Two days later, Doug and Kim were joined for a round by another couple, and they found themselves back at the North Course’s 10th hole.
“We said to the couple, ‘This is the hole,’ ” Kim said. “We had talked about it in the beginning of the round and we’d joked that with four of us and four par-3s on the course there’d be 16 chances for another one.”
The pin had been moved to just past a greenside bunker and was still playing 113 yards. Doug hit a pitching wedge.
“His shot looked like it would be really close,” Kim said. “We could not see the hole, but drove the cart up and noticed that there were only three balls on the green.
“I ran up to the flag and looked in the hole, and there was Doug’s ball.”
Sleeper sent his son a text message.
“He said something like, ‘Sorry I had to take your fame away so quickly,’ ” Will said.
Added Sleeper: “I told him, ‘Your dad will go to great lengths to one-up you.’ ”
As a family, the Sleepers have combined for nine holes-in-one. Doug has four, Jack one, and Will and Kim two each.
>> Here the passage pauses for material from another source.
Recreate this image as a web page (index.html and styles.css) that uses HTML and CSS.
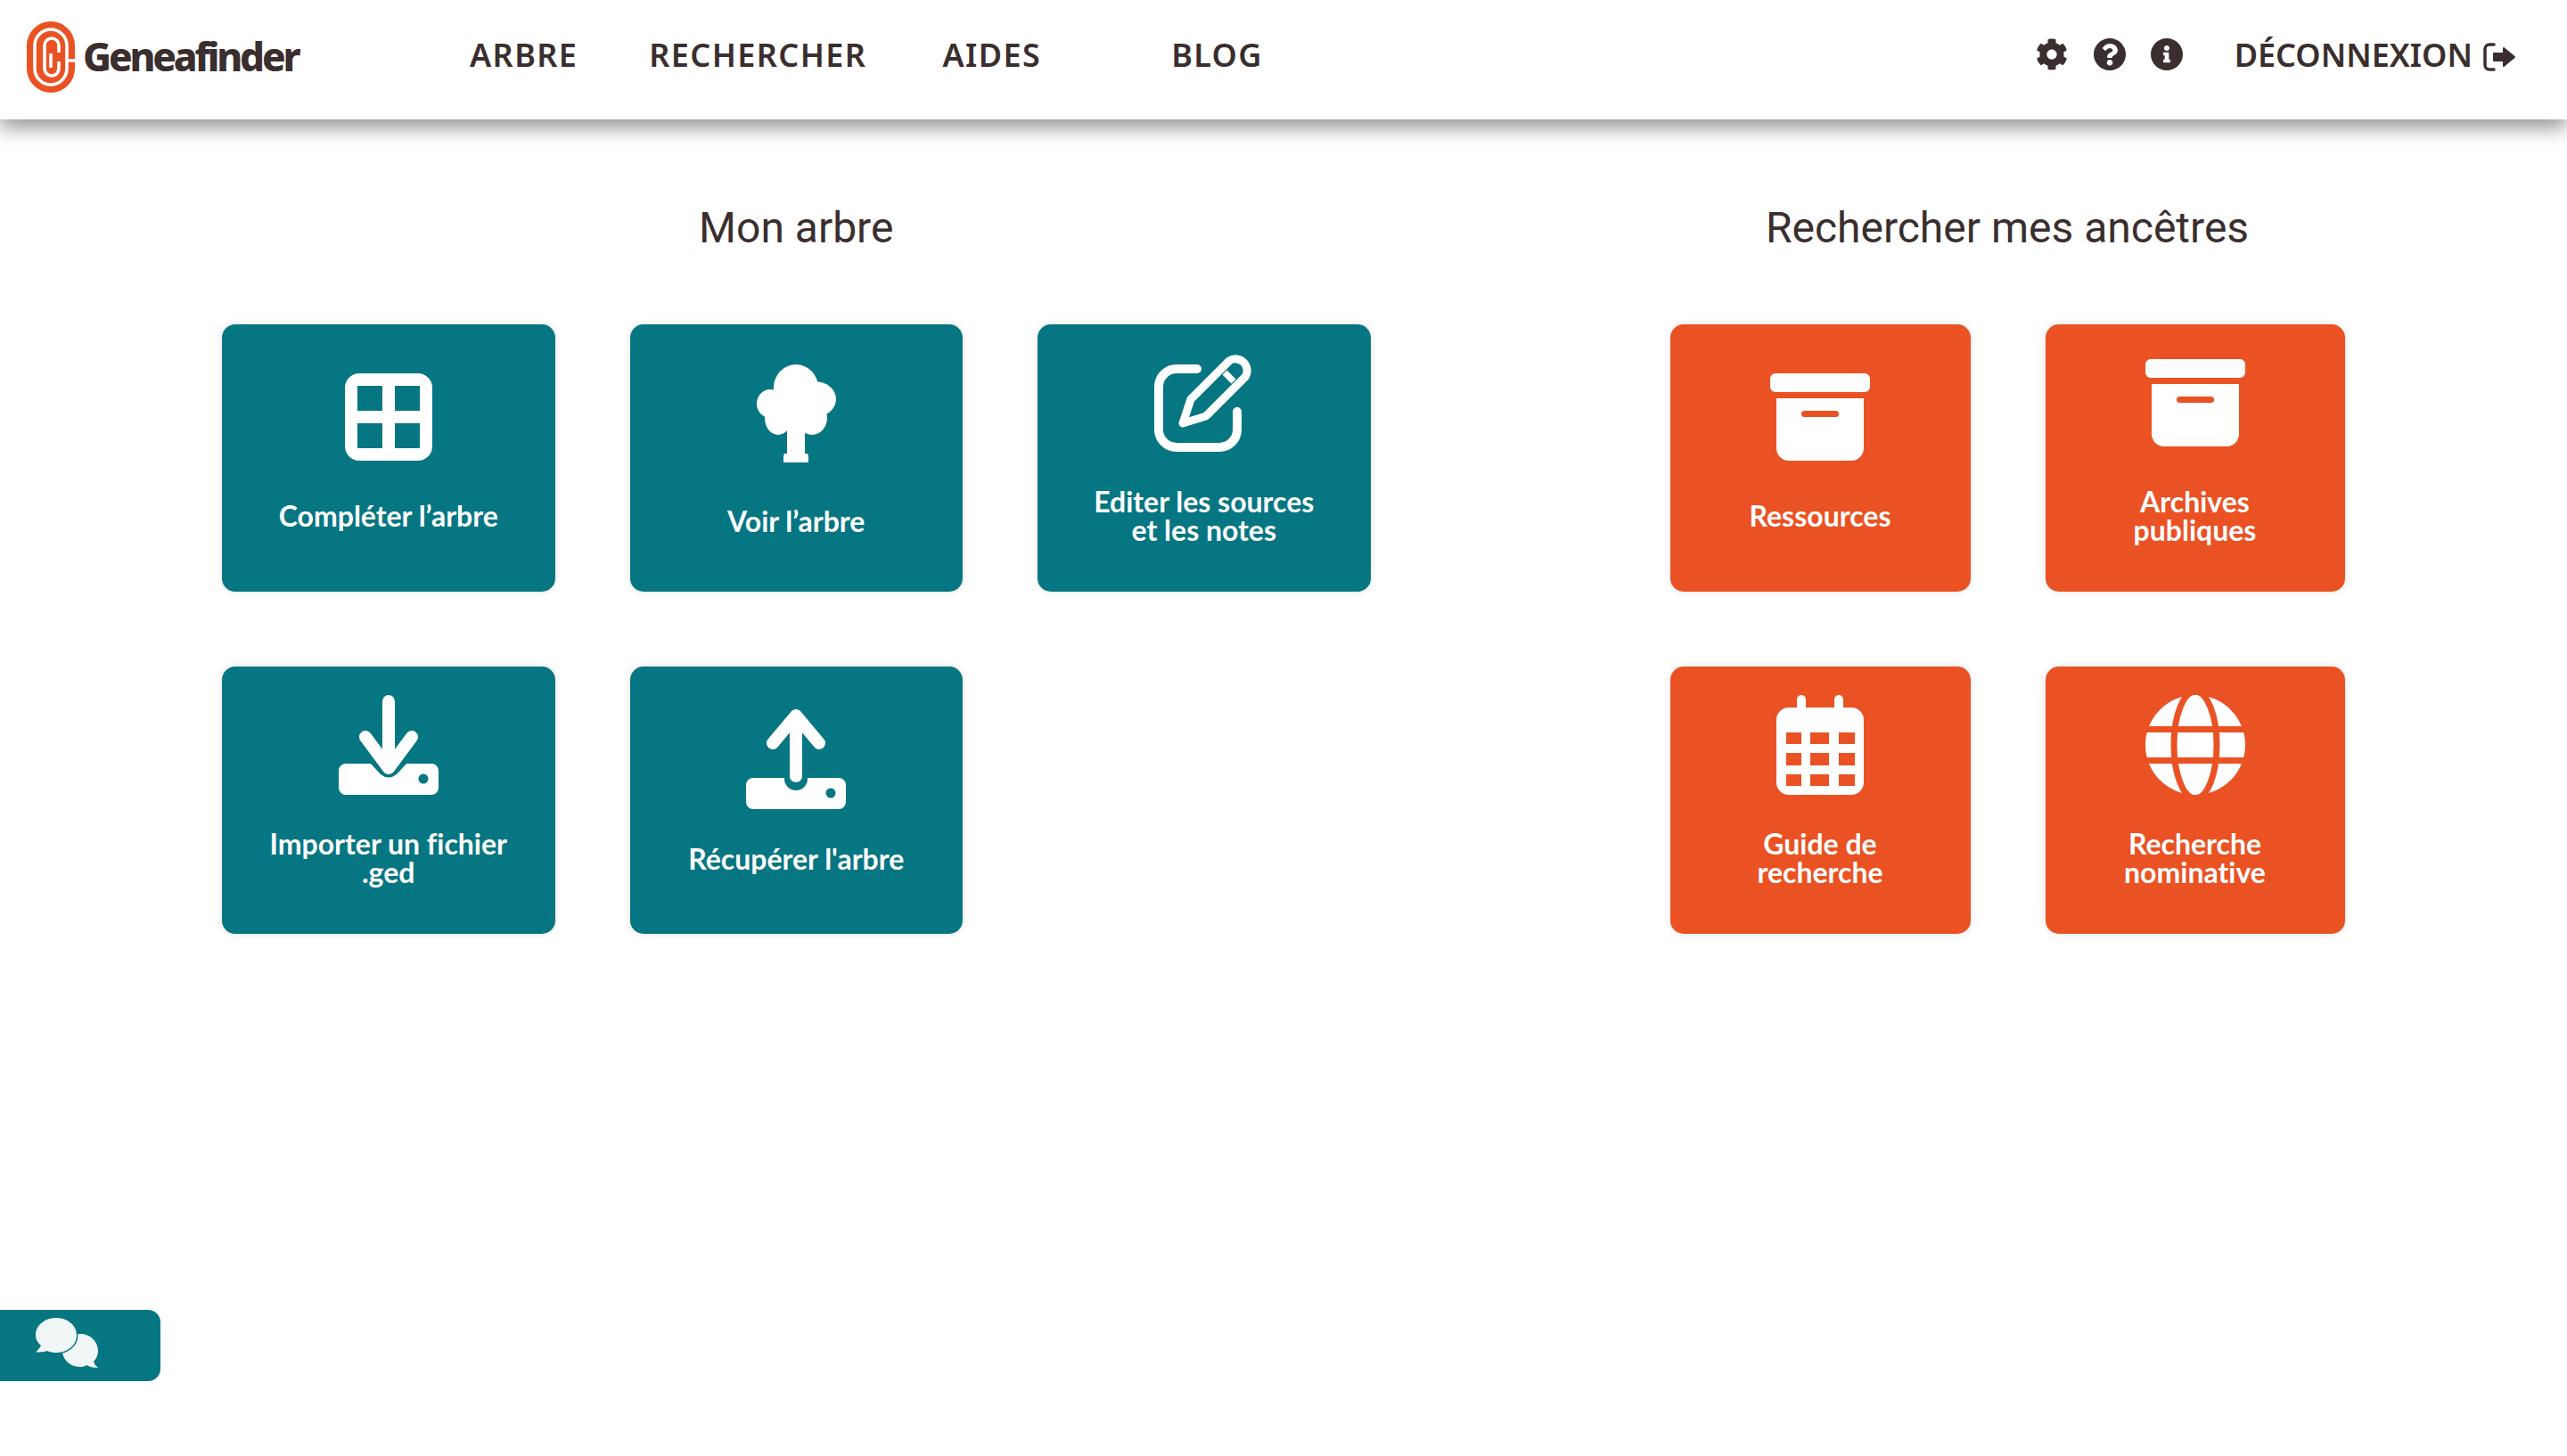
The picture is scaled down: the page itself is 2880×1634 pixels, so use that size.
FILE: index.html
```html
<!DOCTYPE html>
<html lang="fr">
<head>
    <meta charset="UTF-8">
    <meta name="viewport" content="width=device-width, initial-scale=1.0">
    <title>Geneafinder</title>
    <link rel="stylesheet" href="styles.css">
</head>
<body>
    <header class="topbar">
        <a class="logo" href="#">
            <svg class="logo-mark" viewBox="0 0 54 80" width="54" height="80">
                <rect width="54" height="80" rx="27" fill="#ea5223"/>
                <g fill="none" stroke="#fff" stroke-width="3.6">
                    <path d="M45 44V27A18 18 0 0 0 9 27V53A18 18 0 0 0 45 53V44H54"/>
                    <path d="M36 35V27A8 8 0 0 0 20 27V53A8 8 0 0 0 36 53V45"/>
                    <path d="M27 36V52"/>
                </g>
            </svg>
            <span class="logo-name">Geneafinder</span>
        </a>
        <nav class="menu">
            <a href="#">ARBRE</a>
            <a href="#">RECHERCHER</a>
            <a class="menu-aides" href="#">AIDES</a>
            <a class="menu-blog" href="#">BLOG</a>
        </nav>
        <div class="tools">
            <svg class="tool-gear" viewBox="0 0 512 512"><path d="M487.4 315.7l-42.6-24.6c4.3-23.2 4.3-47 0-70.2l42.6-24.6c4.9-2.8 7.1-8.6 5.5-14-11.1-35.6-30-67.8-54.7-94.6-3.8-4.1-10-5.1-14.8-2.3L380.8 110c-17.9-15.4-38.5-27.3-60.8-35.1V25.8c0-5.6-3.9-10.5-9.4-11.7-36.7-8.2-74.3-7.8-109.2 0-5.5 1.2-9.4 6.1-9.4 11.7V75c-22.2 7.9-42.8 19.8-60.8 35.1L88.7 85.5c-4.9-2.8-11-1.9-14.8 2.3-24.7 26.7-43.6 58.9-54.7 94.6-1.7 5.4.6 11.2 5.5 14L67.3 221c-4.3 23.2-4.3 47 0 70.2l-42.6 24.6c-4.9 2.8-7.1 8.6-5.5 14 11.1 35.6 30 67.8 54.7 94.6 3.8 4.1 10 5.1 14.8 2.3l42.6-24.6c17.9 15.4 38.5 27.3 60.8 35.1v49.2c0 5.6 3.9 10.5 9.4 11.7 36.7 8.2 74.3 7.8 109.2 0 5.5-1.2 9.4-6.1 9.4-11.7v-49.2c22.2-7.9 42.8-19.8 60.8-35.1l42.6 24.6c4.9 2.8 11 1.9 14.8-2.3 24.7-26.7 43.6-58.9 54.7-94.6 1.5-5.5-.7-11.3-5.6-14.1zM256 336c-44.1 0-80-35.9-80-80s35.9-80 80-80 80 35.9 80 80-35.9 80-80 80z"/></svg>
            <svg class="tool-round" viewBox="8 8 496 496"><path d="M504 256c0 136.997-111.043 248-248 248S8 392.997 8 256C8 119.083 119.043 8 256 8s248 111.083 248 248zM262.655 90c-54.497 0-89.255 22.957-116.549 63.758-3.536 5.286-2.353 12.415 2.715 16.258l34.699 26.31c5.205 3.947 12.621 3.008 16.665-2.122 17.864-22.658 30.113-35.797 57.303-35.797 20.429 0 45.698 13.148 45.698 32.958 0 14.976-12.363 22.667-32.534 33.976C247.128 238.528 216 254.941 216 296v4c0 6.627 5.373 12 12 12h56c6.627 0 12-5.373 12-12v-1.333c0-28.462 83.186-29.647 83.186-106.667 0-58.002-60.165-102-116.531-102zM256 338c-25.365 0-46 20.635-46 46 0 25.364 20.635 46 46 46s46-20.636 46-46c0-25.365-20.635-46-46-46z"/></svg>
            <svg class="tool-round" viewBox="8 8 496 496"><path d="M256 8C119.043 8 8 119.083 8 256c0 136.997 111.043 248 248 248s248-111.003 248-248C504 119.083 392.957 8 256 8zm0 110c23.196 0 42 18.804 42 42s-18.804 42-42 42-42-18.804-42-42 18.804-42 42-42zm56 254c0 6.627-5.373 12-12 12h-88c-6.627 0-12-5.373-12-12v-24c0-6.627 5.373-12 12-12h12v-64h-12c-6.627 0-12-5.373-12-12v-24c0-6.627 5.373-12 12-12h64c6.627 0 12 5.373 12 12v100h12c6.627 0 12 5.373 12 12v24z"/></svg>
            <a class="logout" href="#">DÉCONNEXION
                <svg class="logout-icon" viewBox="0 0 36 32">
                    <path fill="none" stroke="#3a2e2e" stroke-width="3.5" stroke-linecap="round" d="M12 2H7A5 5 0 0 0 2 7V25A5 5 0 0 0 7 30H12"/>
                    <path stroke="#3a2e2e" stroke-width="2" stroke-linejoin="round" d="M12 12H23V6L35 16L23 26V20H12Z"/>
                </svg>
            </a>
        </div>
    </header>

    <main class="board">
        <section class="group group-tree">
            <h2>Mon arbre</h2>
            <div class="tiles">
                <a class="tile" href="#">
                    <svg class="tile-icon lower" viewBox="0 0 98 98" width="98" height="98"><path fill-rule="evenodd" d="M16 0H82A16 16 0 0 1 98 16V82A16 16 0 0 1 82 98H16A16 16 0 0 1 0 82V16A16 16 0 0 1 16 0ZM14 14V42H42V14ZM56 14V42H84V14ZM14 56V84H42V56ZM56 56V84H84V56Z"/></svg>
                    <span class="tile-label">Compléter l’arbre</span>
                </a>
                <a class="tile" href="#">
                    <svg class="tile-icon mid" viewBox="0 0 89 110" width="89" height="110">
                        <ellipse cx="44" cy="26" rx="25" ry="26"/>
                        <ellipse cx="15" cy="44" rx="15" ry="16"/>
                        <ellipse cx="65" cy="39" rx="24" ry="20"/>
                        <ellipse cx="24" cy="60" rx="15" ry="19"/>
                        <ellipse cx="62" cy="60" rx="17" ry="19"/>
                        <rect x="24" y="28" width="40" height="44"/>
                        <path d="M34 70H54V100H56Q58 100 58 104V110H30V104Q30 100 32 100H34Z"/>
                    </svg>
                    <span class="tile-label tile-label-low">Voir l’arbre</span>
                </a>
                <a class="tile" href="#">
                    <svg class="tile-icon high" viewBox="0 0 111 111" width="111" height="111">
                        <g fill="none" stroke="#fff" stroke-width="10" stroke-linecap="round" stroke-linejoin="round">
                            <path d="M48 18H25A20 20 0 0 0 5 38V86A20 20 0 0 0 25 106H73A20 20 0 0 0 93 86V66"/>
                            <path stroke-width="9" d="M32 79L41 52L84 9A13 13 0 0 1 102 27L59 70Q58 71 55 72Z"/>
                            <path stroke-width="7" stroke-linecap="butt" d="M79 22L89 32"/>
                        </g>
                    </svg>
                    <span class="tile-label">Editer les sources<br>et les notes</span>
                </a>
                <a class="tile" href="#">
                    <svg class="tile-icon high" viewBox="0 0 112 112" width="112" height="112">
                        <path fill="none" stroke="#fff" stroke-width="14" stroke-linecap="round" stroke-linejoin="round" d="M56 7V77M30 47L56 82L82 47"/>
                        <path fill-rule="evenodd" d="M8 77H36L47 89Q56 96 65 89L76 77H104A8 8 0 0 1 112 85V104A8 8 0 0 1 104 112H8A8 8 0 0 1 0 104V85A8 8 0 0 1 8 77ZM95 88.500A5.500 5.500 0 1 0 95 99.500A5.500 5.500 0 1 0 95 88.500Z"/>
                    </svg>
                    <span class="tile-label">Importer un fichier<br>.ged</span>
                </a>
                <a class="tile" href="#">
                    <svg class="tile-icon low" viewBox="0 0 112 112" width="112" height="112">
                        <path fill="none" stroke="#fff" stroke-width="14" stroke-linecap="round" stroke-linejoin="round" d="M56 75V7M30 38L56 7L82 38"/>
                        <path fill-rule="evenodd" d="M8 77H43V78A13 13 0 0 0 69 78V77H104A8 8 0 0 1 112 85V104A8 8 0 0 1 104 112H8A8 8 0 0 1 0 104V85A8 8 0 0 1 8 77ZM95 88.500A5.500 5.500 0 1 0 95 99.500A5.500 5.500 0 1 0 95 88.500Z"/>
                    </svg>
                    <span class="tile-label">Récupérer l'arbre</span>
                </a>
            </div>
        </section>

        <section class="group group-search">
            <h2>Rechercher mes ancêtres</h2>
            <div class="tiles">
                <a class="tile" href="#">
                    <svg class="tile-icon lower" viewBox="0 0 112 98" width="112" height="98">
                        <rect width="112" height="21" rx="6"/>
                        <path fill-rule="evenodd" d="M7 28H105V84A14 14 0 0 1 91 98H21A14 14 0 0 1 7 84ZM38.500 42A3.500 3.500 0 0 0 38.500 49H73.500A3.500 3.500 0 0 0 73.500 42Z"/>
                    </svg>
                    <span class="tile-label">Ressources</span>
                </a>
                <a class="tile" href="#">
                    <svg class="tile-icon top" viewBox="0 0 112 98" width="112" height="98">
                        <rect width="112" height="21" rx="6"/>
                        <path fill-rule="evenodd" d="M7 28H105V84A14 14 0 0 1 91 98H21A14 14 0 0 1 7 84ZM38.500 42A3.500 3.500 0 0 0 38.500 49H73.500A3.500 3.500 0 0 0 73.500 42Z"/>
                    </svg>
                    <span class="tile-label">Archives<br>publiques</span>
                </a>
                <a class="tile" href="#">
                    <svg class="tile-icon high" viewBox="0 0 98 112" width="98" height="112">
                        <rect x="23" width="10" height="24" rx="5"/>
                        <rect x="65" width="10" height="24" rx="5"/>
                        <path fill-rule="evenodd" d="M14 14H84A14 14 0 0 1 98 28V98A14 14 0 0 1 84 112H14A14 14 0 0 1 0 98V28A14 14 0 0 1 14 14ZM11 42V55H28V42ZM38 42V55H59V42ZM70 42V55H88V42ZM11 65V79H28V65ZM38 65V79H59V65ZM70 65V79H88V65ZM11 89V102H28V89ZM38 89V102H59V89ZM70 89V102H88V89Z"/>
                    </svg>
                    <span class="tile-label">Guide de<br>recherche</span>
                </a>
                <a class="tile" href="#">
                    <svg class="tile-icon high" viewBox="0 0 112 112" width="112" height="112">
                        <circle cx="56" cy="56" r="56"/>
                        <g fill="none" stroke="#ea5223" stroke-width="7">
                            <ellipse cx="56" cy="56" rx="24" ry="60"/>
                            <path d="M0 38.500H112M0 73.500H112"/>
                        </g>
                    </svg>
                    <span class="tile-label">Recherche<br>nominative</span>
                </a>
            </div>
        </section>
    </main>

    <button class="chat" type="button" aria-label="Discussion">
        <svg viewBox="0 0 70 56" width="70" height="56">
            <path d="M50 18C61 18 70 26 70 37C70 42 68 46 65 49Q66 53 70 56Q62 56 57 53C55 54.500 53 55 50 55C39 55 30 47 30 37C30 26 39 18 50 18Z"/>
            <path class="chat-front" d="M23 0C36 0 46 8.500 46 19.500C46 30.500 36 39 23 39C19 39 16 38.500 13 37Q7 39 0 38.500Q4 35 6 31C2 28 0 24 0 19.500C0 8.500 10 0 23 0Z"/>
        </svg>
    </button>
</body>
</html>
```

FILE: styles.css
```css
* {
    box-sizing: border-box;
}

body {
    margin: 0;
    height: 1634px;
    background-color: #fff;
    color: #3a2e2e;
    font-family: "Noto Sans", "Open Sans", sans-serif;
}

a {
    color: inherit;
    text-decoration: none;
}

.topbar {
    display: flex;
    align-items: center;
    height: 134px;
    padding: 0 58px 12px 30px;
    background-color: #fff;
    box-shadow: 0 10px 20px rgba(0, 0, 0, 0.4);
}

.logo {
    display: flex;
    align-items: center;
    gap: 9px;
    width: 497px;
    margin-top: 6px;
}

.logo-mark {
    display: block;
}

.logo-name {
    margin-top: -2px;
    font-size: 44px;
    font-weight: 800;
    letter-spacing: -3.2px;
}

.menu {
    display: flex;
    gap: 80px;
    font-size: 36px;
    font-weight: 600;
    letter-spacing: 1.4px;
}

.menu-aides {
    margin-left: 5px;
}

.menu-blog {
    margin-left: 66px;
}

.tools {
    display: flex;
    align-items: center;
    margin-left: auto;
    font-size: 36px;
    font-weight: 600;
}

.tools svg {
    display: block;
    fill: #3a2e2e;
}

.tool-gear {
    width: 36px;
    height: 36px;
    margin-right: 29px;
}

.tool-round {
    width: 36px;
    height: 36px;
    margin-right: 28px;
}

.tool-round + .logout {
    margin-left: 30px;
}

.logout {
    display: flex;
    align-items: center;
    gap: 12px;
}

.logout-icon {
    width: 36px;
    height: 32px;
    margin-top: 5px;
}

.board {
    display: flex;
    gap: 336px;
    padding: 0 0 0 249px;
}

.group h2 {
    height: 230px;
    margin: 0;
    padding-top: 95px;
    font-family: "Roboto", "Noto Sans", sans-serif;
    font-size: 48px;
    font-weight: 400;
    line-height: 54px;
    text-align: center;
}

.tiles {
    display: grid;
    gap: 84px;
}

.group-tree .tiles {
    grid-template-columns: repeat(3, 373.5px);
}

.group-search .tiles {
    grid-template-columns: 337px 336px;
}

.tile {
    display: flex;
    flex-direction: column;
    align-items: center;
    height: 300px;
    border-radius: 15px;
    color: #fff;
    box-shadow: 0 0 8px rgba(0, 0, 0, 0.12);
}

.group-tree .tile {
    background-color: #067682;
}

.group-search .tile {
    background-color: #ea5223;
}

.tile-icon {
    display: block;
    flex: none;
    margin-bottom: auto;
    fill: #fff;
}

/* icons do not share a height in the source, each sits at its own offset */
.tile-icon.high {
    margin-top: 32px;
}

.tile-icon.top {
    margin-top: 39px;
}

.tile-icon.mid {
    margin-top: 45px;
}

.tile-icon.low {
    margin-top: 48px;
}

.tile-icon.lower {
    margin-top: 55px;
}

.tile-label {
    display: flex;
    align-items: center;
    height: 112px;
    margin-bottom: 29px;
    font-family: "Lato", "Open Sans", sans-serif;
    font-size: 32px;
    font-weight: 700;
    font-variant-ligatures: none;
    line-height: 32px;
    text-align: center;
}

.tile-label-low {
    padding-top: 12px;
}

.chat {
    position: absolute;
    left: 0;
    top: 1470px;
    display: flex;
    align-items: flex-start;
    width: 180px;
    height: 80px;
    padding: 9px 0 0 40px;
    border: none;
    border-radius: 0 14px 14px 0;
    background-color: #067682;
}

.chat svg {
    display: block;
    fill: #f0f6f6;
}

.chat-front {
    stroke: #067682;
    stroke-width: 3;
    paint-order: stroke;
}
```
The odds of an average golfer making a hole-in-one are 12,500 to 1, according to Golf Digest, with the odds for low-handicappers such as the Sleepers about 5,000 to 1. But they’re all special.
“Given the circumstances, (Monday’s) was the most exciting,” Doug Sleeper said. “They’re all fun, but seeing what happened two days earlier on the same hole – it was a chart topper. I can’t show (my boys) how to shoot a basketball or throw a baseball. But I can still work them over a little bit in golf, although they’re starting to beat me now.
“It makes golf that much more special.”